Conclusion du chapitre III

Après la définition d’une externalité pécuniaire « de structure », et l’analyse des principes de son internalisation, qui nous amène notamment à mettre en avant le principe de tarification au coût marginal avec transferts augmentée d’une valeur assurant l’équilibre budgétaire, nous observons les cas d’externalité pécuniaire dans le secteur des transports. Nous voyons ainsi que les choix d’infrastructure représentent le principal levier de la régulation publique dans les transports. Effectivement, Alain Bonnafous (1994) 512 précise que le choix d’infrastructure représente parmi les trois systèmes de régulation (infrastructures, réglementations, tarification) celui qui « depuis des décennies voit son rôle s’accroître ».

Mais s’il n’est pas accompagné d’évolutions parallèles en termes de réglementation et de tarification, le choix d’infrastructure ne rempli pas correctement le rôle qui lui est imparti. Allant à contre courant des comportements marchands, il tend à générer une externalité pécuniaire « de structure » budgétairement coûteuse. La non-internalisation de ces interactions pécuniaires représente ainsi une « erreur » politique, dans la mesure ou elle peut amener le marché à dévier des orientations ayant guidé le choix politique et finalement accentuer les divergences censées être corrigées (déresponsabilisation croissante des individus dans leurs choix de consommateurs, et nécessité croissante d’intervention publiques de correction).

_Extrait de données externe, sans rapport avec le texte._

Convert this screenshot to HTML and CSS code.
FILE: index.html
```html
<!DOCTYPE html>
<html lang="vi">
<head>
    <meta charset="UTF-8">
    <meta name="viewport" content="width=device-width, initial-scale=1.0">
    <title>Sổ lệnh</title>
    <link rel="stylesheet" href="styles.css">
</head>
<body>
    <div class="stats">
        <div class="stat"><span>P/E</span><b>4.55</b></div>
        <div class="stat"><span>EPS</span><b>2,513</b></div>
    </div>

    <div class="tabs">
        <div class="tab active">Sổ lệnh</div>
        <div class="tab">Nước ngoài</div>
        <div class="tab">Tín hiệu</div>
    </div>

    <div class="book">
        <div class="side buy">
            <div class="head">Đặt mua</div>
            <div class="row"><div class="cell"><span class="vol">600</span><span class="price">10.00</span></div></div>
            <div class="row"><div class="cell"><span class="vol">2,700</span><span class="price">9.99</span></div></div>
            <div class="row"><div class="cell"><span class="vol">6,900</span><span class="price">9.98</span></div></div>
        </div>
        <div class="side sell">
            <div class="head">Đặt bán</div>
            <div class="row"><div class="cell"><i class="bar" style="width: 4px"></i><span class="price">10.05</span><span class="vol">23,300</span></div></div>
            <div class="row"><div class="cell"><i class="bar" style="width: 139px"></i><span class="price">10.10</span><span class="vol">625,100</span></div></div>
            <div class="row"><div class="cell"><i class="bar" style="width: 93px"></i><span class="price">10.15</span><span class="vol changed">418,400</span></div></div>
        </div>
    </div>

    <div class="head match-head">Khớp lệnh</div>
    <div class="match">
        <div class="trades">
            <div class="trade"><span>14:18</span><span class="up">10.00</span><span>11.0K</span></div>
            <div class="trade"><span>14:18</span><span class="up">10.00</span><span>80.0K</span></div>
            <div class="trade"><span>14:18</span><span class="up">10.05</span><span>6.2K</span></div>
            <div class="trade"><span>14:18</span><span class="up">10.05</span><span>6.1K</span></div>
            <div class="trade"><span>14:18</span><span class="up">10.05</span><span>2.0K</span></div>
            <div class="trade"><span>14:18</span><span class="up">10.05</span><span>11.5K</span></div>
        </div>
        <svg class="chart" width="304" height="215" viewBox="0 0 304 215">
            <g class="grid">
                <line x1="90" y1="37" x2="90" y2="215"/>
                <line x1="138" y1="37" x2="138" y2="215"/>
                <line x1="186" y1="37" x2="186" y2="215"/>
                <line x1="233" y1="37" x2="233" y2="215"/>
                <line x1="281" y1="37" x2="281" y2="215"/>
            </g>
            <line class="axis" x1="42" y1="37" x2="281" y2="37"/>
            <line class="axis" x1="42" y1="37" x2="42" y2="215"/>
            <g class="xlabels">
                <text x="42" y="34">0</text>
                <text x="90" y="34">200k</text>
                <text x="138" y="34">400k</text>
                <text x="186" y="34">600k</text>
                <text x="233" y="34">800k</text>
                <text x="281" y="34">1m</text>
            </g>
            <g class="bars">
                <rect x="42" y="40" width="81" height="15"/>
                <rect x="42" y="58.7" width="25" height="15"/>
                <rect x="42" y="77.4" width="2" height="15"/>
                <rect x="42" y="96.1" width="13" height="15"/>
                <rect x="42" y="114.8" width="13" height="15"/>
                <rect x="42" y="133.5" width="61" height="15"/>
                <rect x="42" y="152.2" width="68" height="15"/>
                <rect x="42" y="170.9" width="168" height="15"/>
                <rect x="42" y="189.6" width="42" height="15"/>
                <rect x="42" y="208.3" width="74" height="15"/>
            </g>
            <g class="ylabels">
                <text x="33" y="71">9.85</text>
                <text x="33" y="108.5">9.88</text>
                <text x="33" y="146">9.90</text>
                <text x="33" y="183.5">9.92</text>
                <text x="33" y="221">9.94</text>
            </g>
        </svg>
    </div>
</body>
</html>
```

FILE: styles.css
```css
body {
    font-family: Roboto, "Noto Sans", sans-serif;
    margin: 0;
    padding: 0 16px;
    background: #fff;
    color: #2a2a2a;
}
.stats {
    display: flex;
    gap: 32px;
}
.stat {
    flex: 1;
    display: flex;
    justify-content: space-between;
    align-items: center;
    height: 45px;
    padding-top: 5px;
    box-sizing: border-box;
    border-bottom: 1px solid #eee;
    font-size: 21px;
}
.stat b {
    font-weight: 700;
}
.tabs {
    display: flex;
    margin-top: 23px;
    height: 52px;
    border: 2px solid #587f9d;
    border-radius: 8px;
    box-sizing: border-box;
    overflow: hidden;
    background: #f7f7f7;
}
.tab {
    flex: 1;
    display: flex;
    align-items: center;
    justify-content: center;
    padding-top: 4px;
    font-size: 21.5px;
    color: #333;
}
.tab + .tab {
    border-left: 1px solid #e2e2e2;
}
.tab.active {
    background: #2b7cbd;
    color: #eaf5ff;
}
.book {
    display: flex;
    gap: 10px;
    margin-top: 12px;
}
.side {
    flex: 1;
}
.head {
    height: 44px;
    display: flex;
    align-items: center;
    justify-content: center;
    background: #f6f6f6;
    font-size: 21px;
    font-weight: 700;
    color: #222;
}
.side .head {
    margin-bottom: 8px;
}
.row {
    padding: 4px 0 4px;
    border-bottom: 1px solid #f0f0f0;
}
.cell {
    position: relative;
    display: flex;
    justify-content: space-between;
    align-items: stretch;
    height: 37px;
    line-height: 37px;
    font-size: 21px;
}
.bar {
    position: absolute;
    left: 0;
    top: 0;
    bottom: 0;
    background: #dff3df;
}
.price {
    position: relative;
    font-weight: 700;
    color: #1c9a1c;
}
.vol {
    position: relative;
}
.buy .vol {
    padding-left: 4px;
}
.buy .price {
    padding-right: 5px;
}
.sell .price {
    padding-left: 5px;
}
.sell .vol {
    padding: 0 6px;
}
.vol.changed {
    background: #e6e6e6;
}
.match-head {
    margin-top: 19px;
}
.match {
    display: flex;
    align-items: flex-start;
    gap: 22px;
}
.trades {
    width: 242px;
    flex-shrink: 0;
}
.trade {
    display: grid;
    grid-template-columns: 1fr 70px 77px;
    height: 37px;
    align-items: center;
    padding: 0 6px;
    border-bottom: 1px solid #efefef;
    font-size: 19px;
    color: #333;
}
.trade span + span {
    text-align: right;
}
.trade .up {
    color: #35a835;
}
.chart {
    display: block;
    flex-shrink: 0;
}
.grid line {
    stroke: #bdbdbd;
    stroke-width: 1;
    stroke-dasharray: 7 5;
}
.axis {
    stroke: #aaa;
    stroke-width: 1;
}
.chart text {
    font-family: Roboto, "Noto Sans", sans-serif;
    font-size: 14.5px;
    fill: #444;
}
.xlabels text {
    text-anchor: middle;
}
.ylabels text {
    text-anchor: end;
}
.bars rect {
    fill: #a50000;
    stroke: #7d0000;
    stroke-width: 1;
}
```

Nous constatons ainsi dans quelle mesure les subventions aux transports ferroviaires de marchandises et aux transports collectifs de voyageurs tendent à être à la fois inefficaces et de plus en plus coûteuses si elles ne s’accompagnent pas d’une augmentation parallèle des prix du transport routier. De la même manière, les politiques de déconcentration représentent des gouffres financiers sans aucune efficacité si elles s’accompagnent parallèlement d’encouragements de la concentration. Les autoroutes d’aménagement du territoire peuvent aussi générer des externalités pécuniaires coûteuses si la baisse des prix routiers qu’elles induisent entre en contradiction avec des volontés locales de maintien des activités au centre des villes desservies, et/ou de soutien des transports collectifs, notamment ferroviaires. Enfin, nous interprétons plus généralement la crise des réseaux ferroviaires en Europe par la contradiction entre une politique d’investissements ayant, d’un côté, réduit les coûts des transports routiers, et, parallèlement, des exigences de service public ayant conduit au maintien d’un minimum de qualité d’offre ferroviaire.

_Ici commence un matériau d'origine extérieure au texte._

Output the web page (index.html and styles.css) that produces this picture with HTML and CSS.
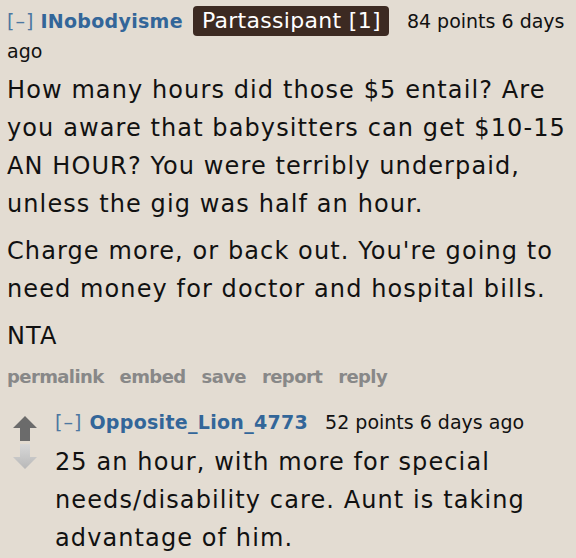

Nous illustrons ainsi dans quelle mesure l’externalité pécuniaire « de structure » révèle un déficit d’arbitrage entre différentes options de politique des transports. Ce point nous amène ainsi au principe de l’internalisation de ces externalités pécuniaires. Nous sommes amenés à mettre en avant l’intérêt pour l’internalisation « de structure » d’une gestion des infrastructures tous modes par une même administration qui puisse assurer la couverture des coûts fixes du système de transport par l’ensemble des usagers tous modes. Cette couverture partagée des coûts fixes revient à assurer de nécessaires transferts assurant la cohérence entre la tarification des infrastructures et les orientations stratégiques « de structure » politiquement adoptées. Nous mettons ainsi en relief l’incompatibilité entre l’internalisation « de structure » et la concession de réseaux d’infrastructures par mode de transport. Nous soulignons dans quelle mesure le principe d’équilibre budgétaire global du système de transport, loin d’être un handicap, est un puissant instrument qui contraint les aux décideurs à révéler leurs préférences à travers d’inévitables arbitrages stratégiques. Nous précisons enfin comment la directive 91-440 de séparation entre infrastructure et exploitation représente une internalisation « de structure » dans la mesure où elle contraint les Etats à assumer leur responsabilité dans la gestion des réseaux d’infrastructure ferroviaire.

Notes
512.

BONNAFOUS, Alain (1994), Les régulations, les nouveaux équilibres : la régulation économique, in Se déplacer au quotidien dans trente ans, Eléments pour un débat, La documentation française.